Analyst Felix Dennl noted that for ANTA SPORTS, acquiring Puma could serve as a gateway into Western markets, given the Chinese company’s strong track record in turning around underperforming assets. However, he added:

"On one hand, ANTA already has broad international exposure through its stake in Amer Group, so the incremental value Puma would bring to its portfolio isn’t entirely clear."

Meanwhile, LI NING stated in an email: "As of now, the company has not engaged in any substantive negotiations or evaluations regarding the transaction mentioned in the reports."
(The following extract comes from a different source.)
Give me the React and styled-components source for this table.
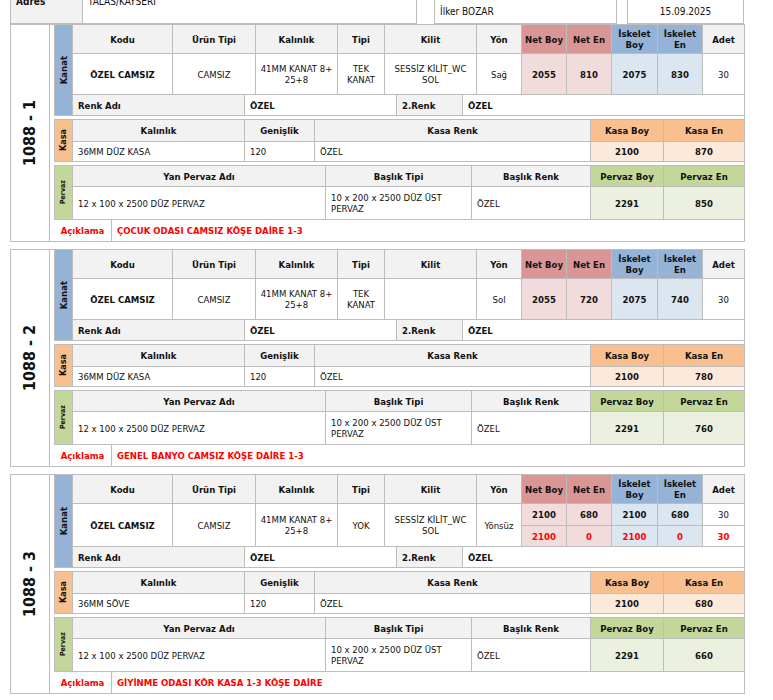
import React from "react";
import styled, { createGlobalStyle } from "styled-components";

const LINE = "#bdbdbd";
const HEAD = "#f2f2f2";

const GlobalStyle = createGlobalStyle`
  * { box-sizing: border-box; }
  body {
    margin: 0;
    background: #fff;
    color: #111;
    font-family: "DejaVu Sans Condensed", "DejaVu Sans", Tahoma, sans-serif;
    font-size: 9.5px;
    line-height: 11px;
  }
`;

const Page = styled.div`
  width: 773px;
  height: 700px;
  overflow: hidden;
`;

const Header = styled.div`
  display: flex;
  height: 45px;
  margin: -21px 0 0 10px;
`;

const HeadCell = styled.div`
  display: flex;
  align-items: ${(p) => (p.$bottom ? "flex-end" : "center")};
  justify-content: ${(p) => (p.$center ? "center" : "flex-start")};
  width: ${(p) => p.$w}px;
  padding: ${(p) => (p.$bottom ? "0 5px 6px" : "0 5px")};
  font-size: 10px;
  font-weight: ${(p) => (p.$bold ? 700 : 400)};
  background: ${(p) => (p.$gray ? HEAD : "#fff")};
  border-bottom: ${(p) => (p.$noBorder ? "0" : `1px solid ${LINE}`)};
  border-left: ${(p) => (p.$left ? `1px solid ${LINE}` : "0")};
  border-right: ${(p) => (p.$right ? `1px solid ${LINE}` : "0")};
`;

const Block = styled.div`
  display: flex;
  width: 735px;
  margin: 0 0 7px 10px;
  border: 1px solid ${LINE};
`;

const NumCol = styled.div`
  width: 39px;
  flex: none;
  display: flex;
  align-items: center;
  justify-content: center;
  border-right: 1px solid ${LINE};
`;

const Vertical = styled.span`
  writing-mode: vertical-rl;
  transform: rotate(180deg);
  white-space: nowrap;
  font-weight: 700;
  font-size: ${(p) => p.$size}px;
  line-height: 1;
`;

const Content = styled.div`
  flex: 1;
  padding-left: 4px;
  display: flex;
  flex-direction: column;
`;

const Section = styled.div`
  display: flex;
  border-left: 1px solid ${LINE};
  border-top: ${(p) => (p.$first ? "0" : `1px solid ${LINE}`)};
  margin-top: ${(p) => (p.$first ? 0 : 3)}px;
`;

const Label = styled.div`
  width: 18px;
  flex: none;
  display: flex;
  align-items: center;
  justify-content: center;
  background: ${(p) => p.$bg};
  border-right: 1px solid ${LINE};
  border-bottom: 1px solid ${LINE};
`;

const Rows = styled.div`
  flex: 1;
  display: flex;
  flex-direction: column;
`;

const Row = styled.div`
  display: grid;
  grid-template-columns: ${(p) => p.$cols};
  height: ${(p) => p.$h}px;
  border-bottom: ${(p) => (p.$last ? "0" : `1px solid ${LINE}`)};
`;

const Cell = styled.div`
  display: flex;
  align-items: center;
  justify-content: ${(p) => (p.$left ? "flex-start" : "center")};
  text-align: ${(p) => (p.$left ? "left" : "center")};
  padding: 0 ${(p) => (p.$left ? 5 : 3)}px;
  font-weight: ${(p) => (p.$bold ? 700 : 400)};
  color: ${(p) => (p.$red ? "#ff0000" : "#111")};
  background: ${(p) => p.$bg || "#fff"};
  border-right: 1px solid ${LINE};
  &:last-child {
    border-right: 0;
  }
`;

const Split = styled.div`
  display: grid;
  grid-template-rows: 1fr 1fr;
  border-right: 1px solid ${LINE};
  &:last-child {
    border-right: 0;
  }
`;

const SplitCell = styled(Cell)`
  border-right: 0;
  & + & {
    border-top: 1px solid ${LINE};
  }
`;

const C = {
  netH: "#da9694",
  net: "#f2dcdb",
  iskH: "#95b3d7",
  isk: "#dce6f1",
  kasaH: "#fabf8f",
  kasa: "#fde9d9",
  pervH: "#c4d79b",
  perv: "#ebf1de",
};

const KANAT_COLS = "100px 83px 82px 47px 92px 45px 45px 45px 46px 45px 1fr";
const RENK_COLS = "172px 152px 66px 1fr";
const KASA_COLS = "172px 70px 276px 73px 1fr";
const PERV_COLS = "253px 146px 119px 73px 1fr";

const orders = [
  {
    no: "1088 - 1",
    tipi: "TEK KANAT",
    kilit: "SESSİZ KİLİT_WC SOL",
    yon: "Sağ",
    sizes: [["2055", "810", "2075", "830", "30"]],
    kasa: "36MM DÜZ KASA",
    kasaBoy: "2100",
    kasaEn: "870",
    pervEn: "850",
    note: "ÇOCUK ODASI CAMSIZ KÖŞE DAİRE 1-3",
  },
  {
    no: "1088 - 2",
    tipi: "TEK KANAT",
    kilit: "",
    yon: "Sol",
    sizes: [["2055", "720", "2075", "740", "30"]],
    kasa: "36MM DÜZ KASA",
    kasaBoy: "2100",
    kasaEn: "780",
    pervEn: "760",
    note: "GENEL BANYO CAMSIZ KÖŞE DAİRE 1-3",
  },
  {
    no: "1088 - 3",
    tipi: "YOK",
    kilit: "SESSİZ KİLİT_WC SOL",
    yon: "Yönsüz",
    sizes: [
      ["2100", "680", "2100", "680", "30"],
      ["2100", "0", "2100", "0", "30"],
    ],
    kasa: "36MM SÖVE",
    kasaBoy: "2100",
    kasaEn: "680",
    pervEn: "660",
    note: "GİYİNME ODASI KÖR KASA 1-3  KÖŞE DAİRE",
  },
];

const sizeBg = [C.net, C.net, C.isk, C.isk, "#fff"];

function SizeCells({ sizes }) {
  if (sizes.length === 1) {
    return sizes[0].map((v, i) => (
      <Cell key={i} $bold={i < 4} $bg={sizeBg[i]}>
        {v}
      </Cell>
    ));
  }
  return sizeBg.map((bg, i) => (
    <Split key={i}>
      {sizes.map((s, r) => (
        <SplitCell key={r} $bold={i < 4 || r > 0} $red={r > 0} $bg={bg}>
          {s[i]}
        </SplitCell>
      ))}
    </Split>
  ));
}

function OrderBlock({ o }) {
  const tall = o.sizes.length > 1;
  return (
    <Block>
      <NumCol>
        <Vertical $size={16}>{o.no}</Vertical>
      </NumCol>
      <Content>
        <Section $first>
          <Label $bg={C.iskH}>
            <Vertical $size={9.5}>Kanat</Vertical>
          </Label>
          <Rows>
            <Row $cols={KANAT_COLS} $h={29}>
              <Cell $bold $bg={HEAD}>Kodu</Cell>
              <Cell $bold $bg={HEAD}>Ürün Tipi</Cell>
              <Cell $bold $bg={HEAD}>Kalınlık</Cell>
              <Cell $bold $bg={HEAD}>Tipi</Cell>
              <Cell $bold $bg={HEAD}>Kilit</Cell>
              <Cell $bold $bg={HEAD}>Yön</Cell>
              <Cell $bold $bg={C.netH}>Net Boy</Cell>
              <Cell $bold $bg={C.netH}>Net En</Cell>
              <Cell $bold $bg={C.iskH}>İskelet Boy</Cell>
              <Cell $bold $bg={C.iskH}>İskelet En</Cell>
              <Cell $bold $bg={HEAD}>Adet</Cell>
            </Row>
            <Row $cols={KANAT_COLS} $h={tall ? 43 : 41}>
              <Cell $bold>ÖZEL CAMSIZ</Cell>
              <Cell>CAMSIZ</Cell>
              <Cell>41MM KANAT 8+ 25+8</Cell>
              <Cell>{o.tipi}</Cell>
              <Cell>{o.kilit}</Cell>
              <Cell>{o.yon}</Cell>
              <SizeCells sizes={o.sizes} />
            </Row>
            <Row $cols={RENK_COLS} $h={21}>
              <Cell $left $bold $bg={HEAD}>Renk Adı</Cell>
              <Cell $left $bold>ÖZEL</Cell>
              <Cell $left $bold $bg={HEAD}>2.Renk</Cell>
              <Cell $left $bold>ÖZEL</Cell>
            </Row>
          </Rows>
        </Section>

        <Section>
          <Label $bg={C.kasaH}>
            <Vertical $size={9}>Kasa</Vertical>
          </Label>
          <Rows>
            <Row $cols={KASA_COLS} $h={22}>
              <Cell $bold $bg={HEAD}>Kalınlık</Cell>
              <Cell $bold $bg={HEAD}>Genişlik</Cell>
              <Cell $bold $bg={HEAD}>Kasa Renk</Cell>
              <Cell $bold $bg={C.kasaH}>Kasa Boy</Cell>
              <Cell $bold $bg={C.kasaH}>Kasa En</Cell>
            </Row>
            <Row $cols={KASA_COLS} $h={20}>
              <Cell $left>{o.kasa}</Cell>
              <Cell $left>120</Cell>
              <Cell $left>ÖZEL</Cell>
              <Cell $bold $bg={C.kasa}>{o.kasaBoy}</Cell>
              <Cell $bold $bg={C.kasa}>{o.kasaEn}</Cell>
            </Row>
          </Rows>
        </Section>

        <Section>
          <Label $bg={C.pervH}>
            <Vertical $size={7}>Pervaz</Vertical>
          </Label>
          <Rows>
            <Row $cols={PERV_COLS} $h={21}>
              <Cell $bold $bg={HEAD}>Yan Pervaz Adı</Cell>
              <Cell $bold $bg={HEAD}>Başlık Tipi</Cell>
              <Cell $bold $bg={HEAD}>Başlık Renk</Cell>
              <Cell $bold $bg={C.pervH}>Pervaz Boy</Cell>
              <Cell $bold $bg={C.pervH}>Pervaz En</Cell>
            </Row>
            <Row $cols={PERV_COLS} $h={33}>
              <Cell $left>12 x 100 x 2500 DÜZ PERVAZ</Cell>
              <Cell $left>10 x 200 x 2500 DÜZ ÜST PERVAZ</Cell>
              <Cell $left>ÖZEL</Cell>
              <Cell $bold $bg={C.perv}>2291</Cell>
              <Cell $bold $bg={C.perv}>{o.pervEn}</Cell>
            </Row>
          </Rows>
        </Section>

        <Row $cols="58px 1fr" $h={21} $last>
          <Cell $bold $red>Açıklama</Cell>
          <Cell $left $bold $red>{o.note}</Cell>
        </Row>
      </Content>
    </Block>
  );
}

export default function App() {
  return (
    <Page>
      <GlobalStyle />
      <Header>
        <HeadCell $w={73} $bold $gray $left $right>Adres</HeadCell>
        <HeadCell $w={334} $right>TALAS/KAYSERİ</HeadCell>
        <HeadCell $w={17} $noBorder />
        <HeadCell $w={183} $left $right $bottom>İlker BOZAR</HeadCell>
        <HeadCell $w={7} $noBorder />
        <HeadCell $w={117} $left $right $bottom $center>15.09.2025</HeadCell>
      </Header>
      {orders.map((o) => (
        <OrderBlock key={o.no} o={o} />
      ))}
    </Page>
  );
}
Puma’s largest shareholder, Artemis—the holding company of French billionaire Pinault family and the majority owner of Gucci parent Kering—holds a 29% stake in Puma. Artemis has been aggressively spending, leading to mounting debt.

Reports suggest Artemis’ valuation expectations for Puma could pose a major hurdle to any potential deal.

**Puma’s Operational Struggles Drive Reset Plan** Earlier this month, Puma’s shares plunged to their lowest level in more than a decade, with year-to-date losses exceeding 50%. The poor performance reflects heightened competition in sportswear and tariff impacts on consumer sentiment.

Puma faces significant operational challenges. On October 30, it reported double-digit quarterly sales declines, citing weak brand momentum, U.S. tariffs, and high inventory levels.

In July, the company revised its 2025 guidance, now expecting low double-digit percentage sales declines compared to prior projections of low-to-mid single-digit growth.

Puma also anticipates an operating loss in 2025, a stark reversal from earlier profit forecasts of €445–525 million ($516 million).

New CEO Arthur Hoeld, who took office on July 1, is leading the turnaround effort. His revival plan includes layoffs, streamlining product offerings, and improving marketing operations.

Hoeld stated on October 30:

"In late July, we said 2025 would be a reset year. Since then, we’ve taken significant steps to clean up Puma’s distribution channels, enhance cash management, and reset operating expenses. By expanding cost-efficiency measures, we are swiftly addressing challenges to make the business more efficient and resilient."